How to reduce harm? We are learning tools for adaptation. To save collapsing “seed” supplies for Pacific Northwest shellfish farms,  hatcheries have found effective but costly ways to measure and manipulate seawater chemistry in their tanks. That’s how they protect larvae that were dying by the billions in corrosive waters during their most vulnerable first days of life. In coastal bays, researchers along the West Coast are investigating whether photosynthesis by sea grass can soak up enough CO2 to protect neighboring calcifiers from acidifying waters, a research priority identified by Washington’s Blue Ribbon Panel on Ocean Acidification.

Can we protect fish stocks in open waters? Maybe. No-fishing areas, which I fought for many years, do increase density and size of formerly fished stocks. That might help protect reproductive capacity of broadcast spawners like red sea urchins: Acidification makes their sperm swim slower and survival time of urchin sperm limits successful fertilization. Another approach is increasing the size limit of sea urchins that can be harvested, to increase sea urchin densities and spawning success.

Working with researchers from two University of California campuses, the sea urchin industry has funded and facilitated a long-term study of larval sea urchin recruitment. Our one-of-a-kind data set shows trends in sea urchin survival at 15 sites. If decreased red sea urchin recruitment does show up, we will see it in the data. Keeping track of recruitment has helped us manage our fishery in the past and it will help us recognize when we need to protect spawning capacity. But that’s only treating the symptom.

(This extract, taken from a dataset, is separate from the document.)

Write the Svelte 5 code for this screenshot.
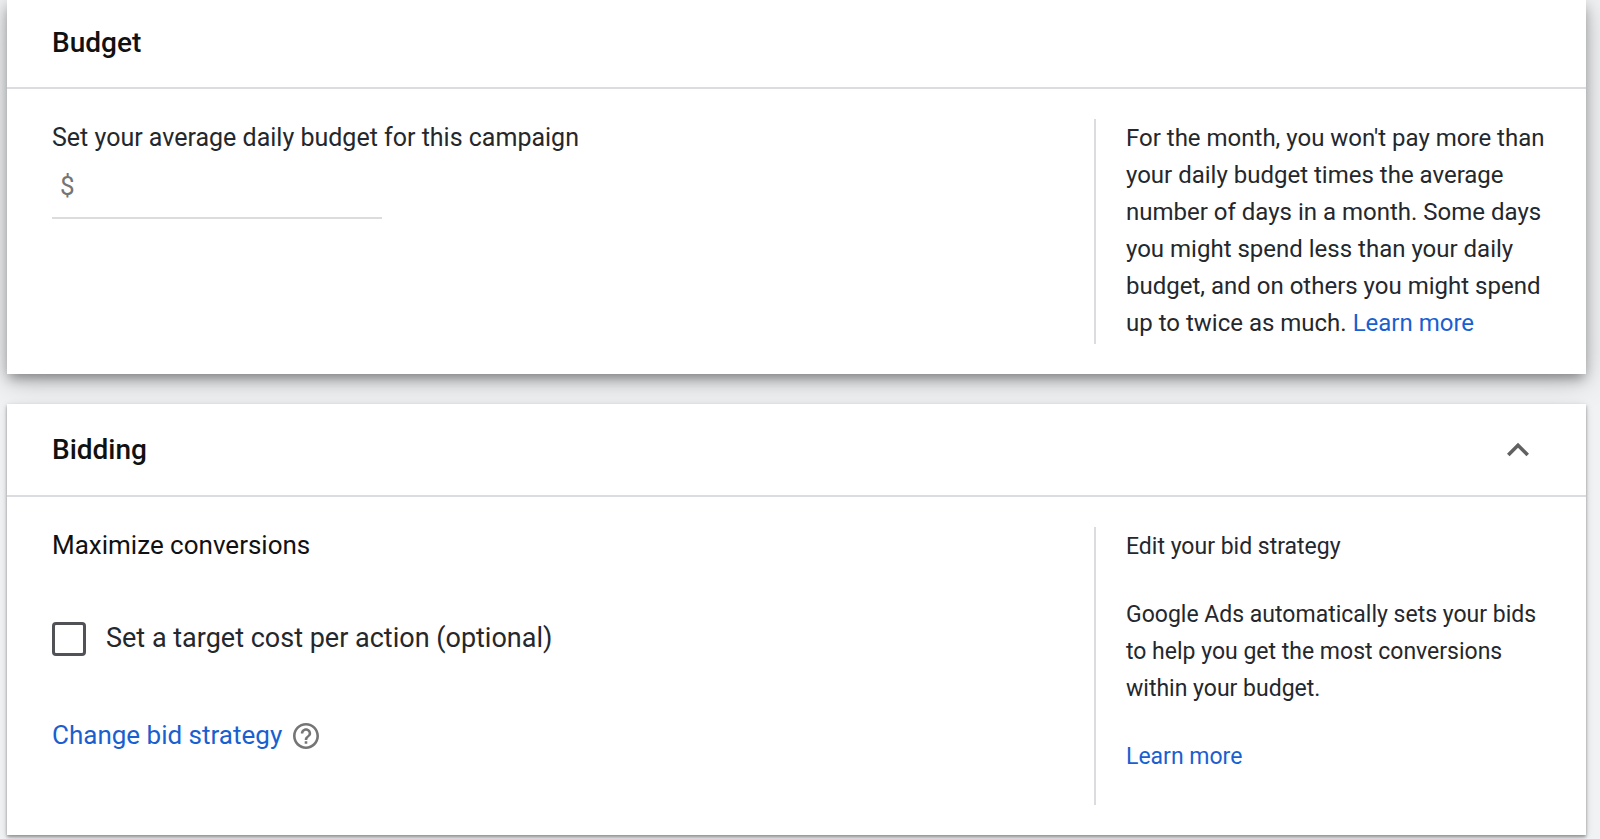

Frieder’s findings on red sea urchins are a harbinger of trouble for the whole ocean. To stay in business, seafood producers of all kinds will need to belly up to some tough new management practices. We will also need to become effective champions for pollution controls that most of us have ignored until now.

Bruce Steele has spent more than 40 years as a commercial diver and fisherman in Oregon and California. He is a longstanding leader in resource management and industry associations.